En el primer volumen de Pensar México intenté aproximarme a nuestra realidad desde el lenguaje, analizando el extravío de los
significados a causa de un fenómeno enraizado en la mexicanidad: la relativización de cada concepto, cada acción, cada ejercicio de
convivencia —política, familiar, cívica— ajustados en la dialéctica para permitir una definición conveniente al momento. ¿Cómo
resuelve un país sus problemas si es incapaz de nombrarlos, y las soluciones, a fuerza de repetición, quieren decir lo mismo que el
vacío?
Algo cambió. ¿Qué sucede cuando esos vacíos se sustituyen por significados inexactos? La relativización descubre una nueva etapa de su proceso. Ya no es necesario encontrar las maneras de cambiar los significados de lo dicho si éstos, al menos en un sector social o ejercicio de poder o visión política, se han modificado en la construcción con la que nos aproximamos a la realidad. Pero la realidad no cambia.
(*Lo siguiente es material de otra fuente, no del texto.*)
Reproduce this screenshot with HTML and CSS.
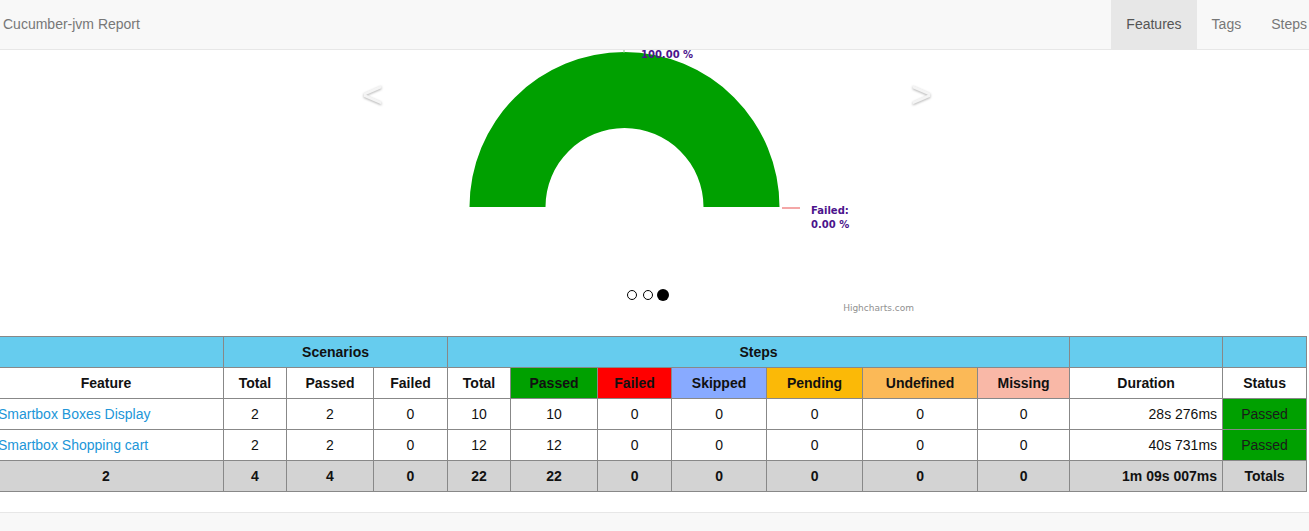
FILE: index.html
```html
<!DOCTYPE html>
<html>
<head>
<meta charset="utf-8">
<title>Cucumber-jvm Report</title>
<link rel="stylesheet" href="styles.css">
</head>
<body>
<div class="page">
  <nav class="navbar">
    <a class="brand" href="#">Cucumber-jvm Report</a>
    <ul class="nav">
      <li class="active"><a href="#">Features</a></li>
      <li><a href="#">Tags</a></li>
      <li><a href="#">Steps</a></li>
    </ul>
  </nav>

  <section class="chart-area">
    <div class="carousel">
      <svg class="chart" width="600" height="286" viewBox="0 0 600 286" xmlns="http://www.w3.org/2000/svg">
        <text class="arrow" x="12" y="57">&lt;</text>
        <text class="arrow" x="561" y="57">&gt;</text>
        <path d="M 119.5 157 A 155 155 0 0 1 429.5 157 L 353.5 157 A 79 79 0 0 0 195.5 157 Z" fill="#00a000"/>
        <line x1="274" y1="0" x2="274" y2="3" stroke="#7fcf7f" stroke-width="1"/>
        <text class="label" x="291" y="8">100.00 %</text>
        <line x1="432" y1="158" x2="450" y2="158" stroke="#f08a8a" stroke-width="1.5"/>
        <text class="label" x="461" y="164">Failed:</text>
        <text class="label" x="461" y="178">0.00 %</text>
        <circle cx="282" cy="245" r="4.5" fill="#fff" stroke="#000" stroke-width="1"/>
        <circle cx="298" cy="245" r="4.5" fill="#fff" stroke="#000" stroke-width="1"/>
        <circle cx="313" cy="245" r="6" fill="#000"/>
        <text class="credits" x="564" y="261">Highcharts.com</text>
      </svg>
    </div>
  </section>

  <table class="stats">
    <colgroup>
      <col class="c-feature"><col class="c-total"><col class="c-passed"><col class="c-failed">
      <col class="c-total"><col class="c-passed"><col class="c-failed"><col class="c-skipped">
      <col class="c-pending"><col class="c-undefined"><col class="c-missing"><col class="c-duration"><col class="c-status">
    </colgroup>
    <thead>
      <tr class="group">
        <th></th>
        <th colspan="3">Scenarios</th>
        <th colspan="7">Steps</th>
        <th></th>
        <th></th>
      </tr>
      <tr class="heads">
        <th>Feature</th>
        <th>Total</th>
        <th>Passed</th>
        <th>Failed</th>
        <th>Total</th>
        <th class="passed">Passed</th>
        <th class="failed">Failed</th>
        <th class="skipped">Skipped</th>
        <th class="pending">Pending</th>
        <th class="undefined">Undefined</th>
        <th class="missing">Missing</th>
        <th>Duration</th>
        <th>Status</th>
      </tr>
    </thead>
    <tbody>
      <tr>
        <td class="name"><a href="#">Smartbox Boxes Display</a></td>
        <td>2</td><td>2</td><td>0</td>
        <td>10</td><td>10</td><td>0</td><td>0</td><td>0</td><td>0</td><td>0</td>
        <td class="duration">28s 276ms</td>
        <td class="passed">Passed</td>
      </tr>
      <tr>
        <td class="name"><a href="#">Smartbox Shopping cart</a></td>
        <td>2</td><td>2</td><td>0</td>
        <td>12</td><td>12</td><td>0</td><td>0</td><td>0</td><td>0</td><td>0</td>
        <td class="duration">40s 731ms</td>
        <td class="passed">Passed</td>
      </tr>
    </tbody>
    <tfoot>
      <tr class="totals">
        <td>2</td>
        <td>4</td><td>4</td><td>0</td>
        <td>22</td><td>22</td><td>0</td><td>0</td><td>0</td><td>0</td><td>0</td>
        <td class="duration">1m 09s 007ms</td>
        <td>Totals</td>
      </tr>
    </tfoot>
  </table>

  <footer class="footer"></footer>
</div>
</body>
</html>
```

FILE: styles.css
```css
html, body {
  margin: 0;
  padding: 0;
  background: #fff;
  overflow: hidden;
}

body {
  font-family: "Liberation Sans", Arial, sans-serif;
  font-size: 14px;
  color: #333;
}

.page {
  margin-left: -12px;
  width: 1334px;
}

/* navbar */
.navbar {
  display: flex;
  justify-content: space-between;
  height: 49px;
  background: #f8f8f8;
  border-bottom: 1px solid #e7e7e7;
}

.brand {
  display: block;
  padding: 0 15px;
  line-height: 49px;
  font-size: 14px;
  color: #777;
  text-decoration: none;
}

.nav {
  display: flex;
  margin: 0;
  padding: 0;
  list-style: none;
}

.nav li a {
  display: block;
  padding: 0 15px;
  line-height: 49px;
  font-size: 14px;
  color: #777;
  text-decoration: none;
}

.nav li.active a {
  background: #e7e7e7;
  color: #555;
}

/* chart */
.chart-area {
  height: 286px;
}

.carousel {
  margin-left: 362px;
  width: 600px;
  height: 286px;
}

.chart {
  display: block;
  overflow: hidden;
}

.arrow {
  font-family: "Liberation Sans", Arial, sans-serif;
  font-size: 36px;
  fill: #f4f4f4;
  filter: drop-shadow(0 1px 1px rgba(0, 0, 0, 0.3));
}

.label {
  font-family: "DejaVu Sans", Verdana, sans-serif;
  font-size: 10px;
  font-weight: bold;
  fill: #4b148c;
}

.credits {
  font-family: "DejaVu Sans", Verdana, sans-serif;
  font-size: 9px;
  fill: #909090;
  text-anchor: end;
}

/* table */
.stats {
  border-collapse: collapse;
  table-layout: fixed;
  width: 1318px;
  color: #111;
}

.c-feature { width: 235px; }
.c-total { width: 63px; }
.c-passed { width: 87px; }
.c-failed { width: 74px; }
.c-skipped { width: 95px; }
.c-pending { width: 96px; }
.c-undefined { width: 115px; }
.c-missing { width: 92px; }
.c-duration { width: 153px; }
.c-status { width: 84px; }

.stats th,
.stats td {
  border: 1px solid #888;
  height: 30px;
  padding: 0 5px;
  text-align: center;
  vertical-align: middle;
  white-space: nowrap;
  overflow: hidden;
}

.stats th {
  font-weight: bold;
  background: #fff;
}

.stats .group th {
  background: #66ccee;
}

.stats .heads th.passed { background: #00a000; }
.stats .heads th.failed { background: #ff0000; }
.stats .heads th.skipped { background: #88aaff; }
.stats .heads th.pending { background: #fbb907; }
.stats .heads th.undefined { background: #fbb957; }
.stats .heads th.missing { background: #f9b8a7; }

.stats td.name {
  text-align: left;
  padding-left: 9px;
}

.stats td.name a {
  color: #2196d8;
  text-decoration: none;
}

.stats td.duration {
  text-align: right;
}

.stats td.passed {
  background: #00a000;
  color: #1a1a1a;
}

.stats .totals td {
  background: #d3d3d3;
  font-weight: bold;
}

/* footer */
.footer {
  margin-top: 20px;
  height: 40px;
  background: #f8f8f8;
  border-top: 1px solid #e7e7e7;
}
```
En la ruta natural del lenguaje una palabra adecúa su significado a través del tiempo con el uso y su aceptación generalizada. Si dicha aceptación se da por grupos en un espacio compartido, el diálogo con quien no lo acepte terminará resquebrajándose o una de las
partes cederá dando pie a la aceptación en común. O el espacio seguirá ocupado por los mismos y se habrá perdido el consenso sobre sus problemas. ¿Lo habremos perdido? Si la realidad que se intenta describir es diametralmente opuesta, tanto en percepción como en significados originales, aquella aceptación se hará imposible sin importar los esfuerzos o las imposiciones. Si esa realidad, además, se lee no sólo desde los códigos locales, sino con un grado de universalidad, la nueva acepción no prosperará y quedará el conflicto eterno por la definición de la realidad, misma que no se podrá analizar. Sin analizar, no se tendrá un diagnóstico común y mucho menos una solución. En un país con gran animosidad hacia los discursos, las consecuencias de la disociación son poco esperanzadoras. Si la relativización es una apuesta por la hipocresía, la adecuación sectaria de los significados lleva a la decantación por el cinismo.